== PROBLEM REQUIREMENTS ==
Write the number of lines holding the word "that", and nothing else.

== EXERCISE MATERIAL ==
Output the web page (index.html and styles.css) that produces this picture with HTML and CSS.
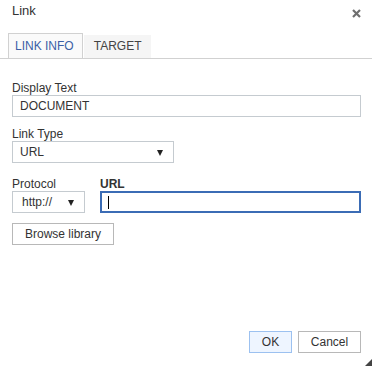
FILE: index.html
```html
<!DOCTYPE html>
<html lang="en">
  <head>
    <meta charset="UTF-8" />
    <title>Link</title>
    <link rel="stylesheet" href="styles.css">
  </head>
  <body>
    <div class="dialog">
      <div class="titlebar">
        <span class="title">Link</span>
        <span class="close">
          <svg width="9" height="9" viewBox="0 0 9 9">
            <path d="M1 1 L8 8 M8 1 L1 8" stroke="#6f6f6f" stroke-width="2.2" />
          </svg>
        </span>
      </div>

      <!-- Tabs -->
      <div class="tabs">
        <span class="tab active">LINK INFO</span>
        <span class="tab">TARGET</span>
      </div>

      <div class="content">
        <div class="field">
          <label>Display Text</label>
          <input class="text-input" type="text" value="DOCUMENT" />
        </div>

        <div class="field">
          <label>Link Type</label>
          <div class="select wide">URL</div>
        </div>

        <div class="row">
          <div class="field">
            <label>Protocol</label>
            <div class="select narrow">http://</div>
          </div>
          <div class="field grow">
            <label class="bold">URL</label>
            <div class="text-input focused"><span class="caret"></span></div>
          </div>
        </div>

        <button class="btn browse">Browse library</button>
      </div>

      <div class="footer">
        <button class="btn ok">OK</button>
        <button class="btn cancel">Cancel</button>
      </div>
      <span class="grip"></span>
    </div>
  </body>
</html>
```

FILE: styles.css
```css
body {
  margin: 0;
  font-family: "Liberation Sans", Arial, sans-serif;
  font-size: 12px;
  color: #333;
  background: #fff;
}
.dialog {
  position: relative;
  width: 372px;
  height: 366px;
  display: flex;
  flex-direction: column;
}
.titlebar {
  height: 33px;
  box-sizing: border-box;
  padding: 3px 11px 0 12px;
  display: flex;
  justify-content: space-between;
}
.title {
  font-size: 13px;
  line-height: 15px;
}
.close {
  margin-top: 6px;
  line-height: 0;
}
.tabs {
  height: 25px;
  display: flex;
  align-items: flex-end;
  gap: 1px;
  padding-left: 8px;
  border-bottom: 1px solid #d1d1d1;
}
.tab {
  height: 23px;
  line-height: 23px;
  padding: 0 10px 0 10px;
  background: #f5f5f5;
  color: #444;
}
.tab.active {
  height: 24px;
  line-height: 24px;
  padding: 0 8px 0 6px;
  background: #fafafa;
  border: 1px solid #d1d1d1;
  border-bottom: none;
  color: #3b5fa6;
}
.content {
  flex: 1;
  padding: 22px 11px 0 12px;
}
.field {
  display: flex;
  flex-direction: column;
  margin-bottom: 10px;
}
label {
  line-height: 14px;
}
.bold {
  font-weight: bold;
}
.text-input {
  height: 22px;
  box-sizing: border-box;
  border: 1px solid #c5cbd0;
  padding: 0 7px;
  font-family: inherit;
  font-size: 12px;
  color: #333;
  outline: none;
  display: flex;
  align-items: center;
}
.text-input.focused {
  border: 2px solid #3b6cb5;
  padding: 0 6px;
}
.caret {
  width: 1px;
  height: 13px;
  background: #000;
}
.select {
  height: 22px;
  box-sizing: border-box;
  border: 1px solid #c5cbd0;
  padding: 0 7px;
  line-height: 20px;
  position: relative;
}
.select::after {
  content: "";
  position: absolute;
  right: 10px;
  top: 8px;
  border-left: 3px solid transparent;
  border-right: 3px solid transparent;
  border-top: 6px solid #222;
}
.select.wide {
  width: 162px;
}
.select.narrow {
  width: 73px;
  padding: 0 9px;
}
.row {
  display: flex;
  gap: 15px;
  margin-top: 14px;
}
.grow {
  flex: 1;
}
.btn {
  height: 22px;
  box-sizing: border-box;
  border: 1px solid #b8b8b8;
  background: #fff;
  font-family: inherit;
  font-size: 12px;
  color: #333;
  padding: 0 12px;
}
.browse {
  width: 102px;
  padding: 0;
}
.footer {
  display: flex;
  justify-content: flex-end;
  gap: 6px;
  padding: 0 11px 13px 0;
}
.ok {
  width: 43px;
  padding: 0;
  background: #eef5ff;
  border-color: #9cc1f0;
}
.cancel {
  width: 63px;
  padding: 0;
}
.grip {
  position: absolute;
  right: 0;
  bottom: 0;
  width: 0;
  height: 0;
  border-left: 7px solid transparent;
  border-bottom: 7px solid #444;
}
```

==

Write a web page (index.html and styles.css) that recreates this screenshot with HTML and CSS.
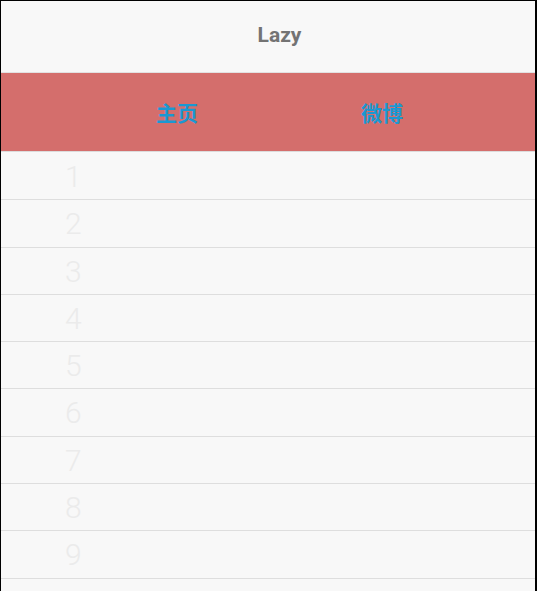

--

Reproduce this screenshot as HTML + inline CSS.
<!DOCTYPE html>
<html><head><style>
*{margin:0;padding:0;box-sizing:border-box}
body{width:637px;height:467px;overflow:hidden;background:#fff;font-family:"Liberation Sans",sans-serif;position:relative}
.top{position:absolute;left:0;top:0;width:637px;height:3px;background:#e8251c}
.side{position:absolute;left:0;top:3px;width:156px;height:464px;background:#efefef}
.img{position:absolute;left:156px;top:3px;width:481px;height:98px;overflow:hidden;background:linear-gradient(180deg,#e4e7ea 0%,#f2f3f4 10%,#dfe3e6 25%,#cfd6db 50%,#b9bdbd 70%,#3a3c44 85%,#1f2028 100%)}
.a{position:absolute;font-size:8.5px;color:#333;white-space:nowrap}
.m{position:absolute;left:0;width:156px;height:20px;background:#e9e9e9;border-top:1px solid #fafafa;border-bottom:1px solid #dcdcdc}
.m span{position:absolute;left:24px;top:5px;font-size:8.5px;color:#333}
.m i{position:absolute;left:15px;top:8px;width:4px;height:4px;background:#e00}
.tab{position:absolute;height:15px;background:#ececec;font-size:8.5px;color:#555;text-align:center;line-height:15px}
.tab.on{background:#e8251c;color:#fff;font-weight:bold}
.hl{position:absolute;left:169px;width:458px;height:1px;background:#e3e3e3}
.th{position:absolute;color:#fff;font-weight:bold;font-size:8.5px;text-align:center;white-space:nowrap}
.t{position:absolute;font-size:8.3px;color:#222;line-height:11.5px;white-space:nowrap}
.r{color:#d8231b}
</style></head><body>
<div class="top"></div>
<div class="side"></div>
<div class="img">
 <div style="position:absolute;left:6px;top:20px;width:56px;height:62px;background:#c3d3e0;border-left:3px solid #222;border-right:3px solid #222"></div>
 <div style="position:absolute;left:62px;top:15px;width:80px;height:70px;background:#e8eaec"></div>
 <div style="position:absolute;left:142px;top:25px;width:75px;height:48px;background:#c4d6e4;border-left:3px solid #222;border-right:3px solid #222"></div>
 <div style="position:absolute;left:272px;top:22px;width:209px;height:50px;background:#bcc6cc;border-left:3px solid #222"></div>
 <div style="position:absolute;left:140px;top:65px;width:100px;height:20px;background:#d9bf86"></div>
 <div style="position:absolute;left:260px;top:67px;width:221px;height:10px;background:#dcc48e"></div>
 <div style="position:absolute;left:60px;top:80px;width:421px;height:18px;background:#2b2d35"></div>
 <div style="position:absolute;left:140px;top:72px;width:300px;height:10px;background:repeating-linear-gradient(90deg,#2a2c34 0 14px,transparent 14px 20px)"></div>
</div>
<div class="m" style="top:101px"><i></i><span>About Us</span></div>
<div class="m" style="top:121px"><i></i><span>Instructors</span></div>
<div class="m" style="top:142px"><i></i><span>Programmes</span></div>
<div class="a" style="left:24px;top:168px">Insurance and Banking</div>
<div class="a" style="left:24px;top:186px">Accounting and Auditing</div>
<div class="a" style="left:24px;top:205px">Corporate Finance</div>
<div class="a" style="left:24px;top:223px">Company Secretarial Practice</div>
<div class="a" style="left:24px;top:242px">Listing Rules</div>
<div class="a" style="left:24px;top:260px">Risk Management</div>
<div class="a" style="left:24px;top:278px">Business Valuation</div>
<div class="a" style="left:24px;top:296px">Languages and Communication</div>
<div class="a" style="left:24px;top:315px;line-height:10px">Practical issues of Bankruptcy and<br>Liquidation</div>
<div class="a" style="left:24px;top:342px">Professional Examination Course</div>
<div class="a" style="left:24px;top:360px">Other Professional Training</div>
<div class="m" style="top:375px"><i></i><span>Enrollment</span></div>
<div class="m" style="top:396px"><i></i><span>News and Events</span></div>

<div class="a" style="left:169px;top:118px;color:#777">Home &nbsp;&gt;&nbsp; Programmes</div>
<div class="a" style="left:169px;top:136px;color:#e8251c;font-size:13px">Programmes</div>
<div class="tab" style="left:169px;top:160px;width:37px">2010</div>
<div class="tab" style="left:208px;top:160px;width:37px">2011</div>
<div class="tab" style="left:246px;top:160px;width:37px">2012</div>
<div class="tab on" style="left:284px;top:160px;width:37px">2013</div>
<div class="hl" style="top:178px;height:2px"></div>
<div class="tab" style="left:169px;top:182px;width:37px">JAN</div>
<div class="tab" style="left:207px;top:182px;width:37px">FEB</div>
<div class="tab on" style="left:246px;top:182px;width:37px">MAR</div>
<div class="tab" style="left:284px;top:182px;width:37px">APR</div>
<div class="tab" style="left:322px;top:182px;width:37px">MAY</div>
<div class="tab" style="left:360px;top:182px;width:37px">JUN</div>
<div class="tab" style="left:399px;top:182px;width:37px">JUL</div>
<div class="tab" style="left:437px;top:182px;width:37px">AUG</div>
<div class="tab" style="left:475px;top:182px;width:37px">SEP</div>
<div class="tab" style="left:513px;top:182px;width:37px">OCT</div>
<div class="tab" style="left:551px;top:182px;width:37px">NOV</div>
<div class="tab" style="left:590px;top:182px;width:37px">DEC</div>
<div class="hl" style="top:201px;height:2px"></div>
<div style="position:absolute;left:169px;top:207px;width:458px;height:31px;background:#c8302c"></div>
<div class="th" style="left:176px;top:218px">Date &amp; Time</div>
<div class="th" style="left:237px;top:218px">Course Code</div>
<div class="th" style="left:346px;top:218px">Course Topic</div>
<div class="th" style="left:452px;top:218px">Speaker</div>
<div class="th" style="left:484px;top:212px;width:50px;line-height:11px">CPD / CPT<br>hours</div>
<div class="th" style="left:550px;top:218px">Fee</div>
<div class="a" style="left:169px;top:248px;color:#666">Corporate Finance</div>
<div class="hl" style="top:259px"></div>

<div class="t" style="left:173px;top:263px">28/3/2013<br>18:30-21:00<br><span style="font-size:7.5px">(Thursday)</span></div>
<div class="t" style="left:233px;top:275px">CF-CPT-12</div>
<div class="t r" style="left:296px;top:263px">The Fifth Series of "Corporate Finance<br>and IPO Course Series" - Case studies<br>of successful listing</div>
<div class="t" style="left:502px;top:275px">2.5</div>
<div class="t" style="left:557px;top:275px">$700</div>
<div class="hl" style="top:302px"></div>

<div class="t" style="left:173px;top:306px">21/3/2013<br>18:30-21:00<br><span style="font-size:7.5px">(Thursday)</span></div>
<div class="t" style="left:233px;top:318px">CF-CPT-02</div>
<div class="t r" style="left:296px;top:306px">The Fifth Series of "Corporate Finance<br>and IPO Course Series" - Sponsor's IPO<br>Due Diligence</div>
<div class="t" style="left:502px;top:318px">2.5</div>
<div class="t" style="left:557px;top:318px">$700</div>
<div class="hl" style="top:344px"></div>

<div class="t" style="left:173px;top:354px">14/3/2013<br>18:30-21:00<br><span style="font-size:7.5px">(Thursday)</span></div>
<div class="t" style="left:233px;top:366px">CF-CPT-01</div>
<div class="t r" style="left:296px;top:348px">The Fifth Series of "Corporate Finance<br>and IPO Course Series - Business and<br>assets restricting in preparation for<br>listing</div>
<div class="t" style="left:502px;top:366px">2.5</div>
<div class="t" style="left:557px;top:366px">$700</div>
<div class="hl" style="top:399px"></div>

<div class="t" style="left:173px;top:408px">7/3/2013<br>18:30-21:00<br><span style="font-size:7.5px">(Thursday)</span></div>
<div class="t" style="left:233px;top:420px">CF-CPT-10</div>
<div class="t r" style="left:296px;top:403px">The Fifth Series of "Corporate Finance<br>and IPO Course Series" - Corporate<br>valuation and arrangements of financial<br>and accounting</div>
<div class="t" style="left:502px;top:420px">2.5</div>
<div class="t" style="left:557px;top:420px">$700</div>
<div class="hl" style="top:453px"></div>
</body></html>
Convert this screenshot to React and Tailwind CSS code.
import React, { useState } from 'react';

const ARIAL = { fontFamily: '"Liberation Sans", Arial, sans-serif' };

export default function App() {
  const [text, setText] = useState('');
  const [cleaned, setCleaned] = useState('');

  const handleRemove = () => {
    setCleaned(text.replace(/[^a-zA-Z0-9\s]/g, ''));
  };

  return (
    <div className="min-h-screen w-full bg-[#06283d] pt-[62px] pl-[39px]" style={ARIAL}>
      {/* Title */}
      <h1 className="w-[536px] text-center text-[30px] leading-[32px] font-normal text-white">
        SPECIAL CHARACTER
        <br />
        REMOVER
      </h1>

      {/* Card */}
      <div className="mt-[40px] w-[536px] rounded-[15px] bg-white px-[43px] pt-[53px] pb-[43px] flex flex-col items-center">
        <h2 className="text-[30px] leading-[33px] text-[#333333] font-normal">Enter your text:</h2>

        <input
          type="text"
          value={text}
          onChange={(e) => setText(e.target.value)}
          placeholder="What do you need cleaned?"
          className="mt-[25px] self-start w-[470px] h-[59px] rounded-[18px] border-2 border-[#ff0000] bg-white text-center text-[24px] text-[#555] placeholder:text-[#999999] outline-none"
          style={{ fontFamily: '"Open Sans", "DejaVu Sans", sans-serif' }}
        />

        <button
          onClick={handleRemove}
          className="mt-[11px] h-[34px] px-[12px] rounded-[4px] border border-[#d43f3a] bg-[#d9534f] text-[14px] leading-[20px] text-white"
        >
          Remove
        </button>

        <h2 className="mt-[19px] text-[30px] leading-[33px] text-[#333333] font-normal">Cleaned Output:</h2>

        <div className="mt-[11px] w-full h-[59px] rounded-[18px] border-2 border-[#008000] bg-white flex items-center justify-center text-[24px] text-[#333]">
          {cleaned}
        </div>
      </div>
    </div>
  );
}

== TASK SOLUTION ==
2